Making available replication materials for the research you do is A
Good Thing. It's also work, and it's quite easy to never get around
to. Certainly I claim no special virtue in this department so I am
always happy when there's an institutional stick to prod my better
nature in the right direction. One such institutional prod comes from
academic journals and their data policies. If you *have* to give them
your replication data before you they'll publish your paper, then you
probably will. What sorts of journals have data policies?

In a recent paper looking at the relationship between Thomson ISI impact factor, audience, language, age, and issue frequency and the existence of a data policy, Gherghina and Katsanidou find that in a sample of political science journals the presence of a data policy mostly covaries with the journal's target audience - general or specialised - and with its impact factor. And to their eternal credit, the authors make their data available.

As one might hope, their analysis has already been replicated. (You should read this link for some useful discussion and citations). Ghergina and Katsanidou only present correlations, so we can dig a bit further with some modelling with their data. I do that below. But first, here's the headline.

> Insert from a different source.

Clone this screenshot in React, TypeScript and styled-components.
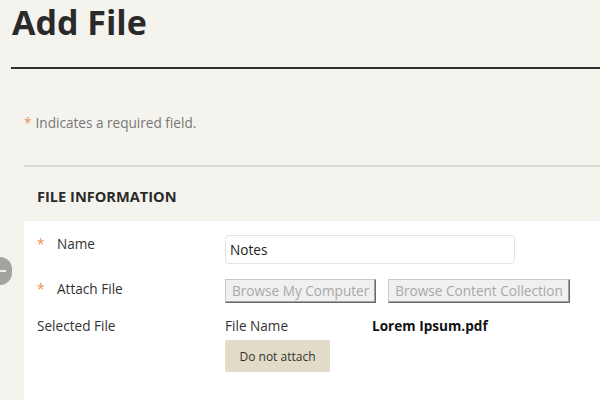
import React from "react"
import styled, { createGlobalStyle } from "styled-components"

const GlobalStyle = createGlobalStyle`
  html, body {
    margin: 0;
    padding: 0;
    background: #f4f3ee;
    font-family: "Open Sans", "Liberation Sans", sans-serif;
    color: #333;
  }
  #root {
    width: 600px;
    height: 400px;
    overflow: hidden;
    position: relative;
  }
`

const Page = styled.div`
  width: 600px;
  height: 400px;
`

const Header = styled.div`
  margin-left: 11px;
  height: 69px;
  border-bottom: 2px solid #2e2e2e;
  box-sizing: border-box;
`

const Title = styled.h1`
  margin: 0;
  padding-left: 1px;
  font-size: 34px;
  font-weight: 700;
  line-height: 44px;
  color: #2a2a2a;
`

const Body = styled.div`
  margin-left: 24px;
`

const RequiredNote = styled.div`
  height: 98px;
  box-sizing: border-box;
  padding-top: 44px;
  font-size: 13.6px;
  color: #777;
  line-height: 20px;
  border-bottom: 2px solid #dcdbd7;
`

const Star = styled.span`
  color: #f0904c;
  margin-right: 4px;
`

const SectionTitle = styled.h2`
  margin: 0;
  height: 54px;
  box-sizing: border-box;
  padding: 4px 0 0 13px;
  display: flex;
  align-items: center;
  font-size: 14.6px;
  font-weight: 700;
  color: #2a2a2a;
`

const Panel = styled.div`
  background: #fff;
  padding: 12px 0 30px 13px;
  display: flex;
  flex-direction: column;
`

const Row = styled.div<{ $gap?: number }>`
  display: grid;
  grid-template-columns: 188px 1fr;
  margin-bottom: ${(p) => p.$gap ?? 0}px;
`

const Label = styled.div<{ $offset?: number }>`
  display: flex;
  align-items: flex-start;
  padding-top: ${(p) => p.$offset ?? 0}px;
  font-size: 13.6px;
  line-height: 20px;
  color: #333;
`

const LabelStar = styled.span`
  color: #f0904c;
  width: 20px;
`

const TextInput = styled.input`
  width: 290px;
  height: 29px;
  box-sizing: border-box;
  border: 1px solid #e3e3e3;
  border-radius: 4px;
  padding: 0 4px;
  font-family: inherit;
  font-size: 13.6px;
  color: #222;
  margin-top: 2px;
  outline: none;
`

const ButtonRow = styled.div`
  display: flex;
  gap: 12px;
`

const BrowseButton = styled.button`
  height: 24px;
  box-sizing: border-box;
  padding: 0 6px;
  background: #f0f0f0;
  border: 1px solid;
  border-color: #c8c8c8 #6a6a6a #6a6a6a #c8c8c8;
  box-shadow: inset -1px -1px 0 #a0a0a0;
  font-family: inherit;
  font-size: 13.6px;
  color: #a8a8a8;
  line-height: 20px;
  border-radius: 0;
`

const FileCell = styled.div`
  display: flex;
  flex-direction: column;
  gap: 4px;
`

const FileLine = styled.div`
  display: grid;
  grid-template-columns: 147px 1fr;
  font-size: 13.6px;
  line-height: 20px;
  color: #333;
`

const FileValue = styled.span`
  font-weight: 700;
  color: #111;
`

const PlainButton = styled.button`
  width: 105px;
  height: 32px;
  border: none;
  border-radius: 2px;
  background: #e2dbc8;
  font-family: inherit;
  font-size: 12px;
  color: #333;
`

const SideTab = styled.div`
  position: absolute;
  left: 0;
  top: 257px;
  width: 12px;
  height: 28px;
  border-radius: 0 14px 14px 0;
  background: #a3a3a1;
  display: flex;
  align-items: center;

  &::after {
    content: "";
    width: 6px;
    height: 2px;
    background: #f0f0f0;
  }
`

const App: React.FC = () => {
  return (
    <Page>
      <GlobalStyle />
      <Header>
        <Title>Add File</Title>
      </Header>
      <Body>
        <RequiredNote>
          <Star>*</Star>Indicates a required field.
        </RequiredNote>
        <SectionTitle>FILE INFORMATION</SectionTitle>
        <Panel>
          <Row $gap={15}>
            <Label $offset={1}>
              <LabelStar>*</LabelStar>Name
            </Label>
            <div>
              <TextInput defaultValue="Notes" />
            </div>
          </Row>
          <Row $gap={13}>
            <Label>
              <LabelStar>*</LabelStar>Attach File
            </Label>
            <ButtonRow>
              <BrowseButton>Browse My Computer</BrowseButton>
              <BrowseButton>Browse Content Collection</BrowseButton>
            </ButtonRow>
          </Row>
          <Row>
            <Label>Selected File</Label>
            <FileCell>
              <FileLine>
                <span>File Name</span>
                <FileValue>Lorem Ipsum.pdf</FileValue>
              </FileLine>
              <PlainButton>Do not attach</PlainButton>
            </FileCell>
          </Row>
        </Panel>
      </Body>
      <SideTab />
    </Page>
  )
}

export default App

The plot below represents the predicted probability of having a data policy for English-language general (red, higher) and specific (blueish-green, lower) journals as a function of their impact factor. The bands are two standard error pointwise confidence intervals, with approximately 95% coverage under the usual assumptions.

Higher impact factors strongly predict higher probabilities of having a data policy, with general audience journals slightly more likely to have a data policy than specific journals.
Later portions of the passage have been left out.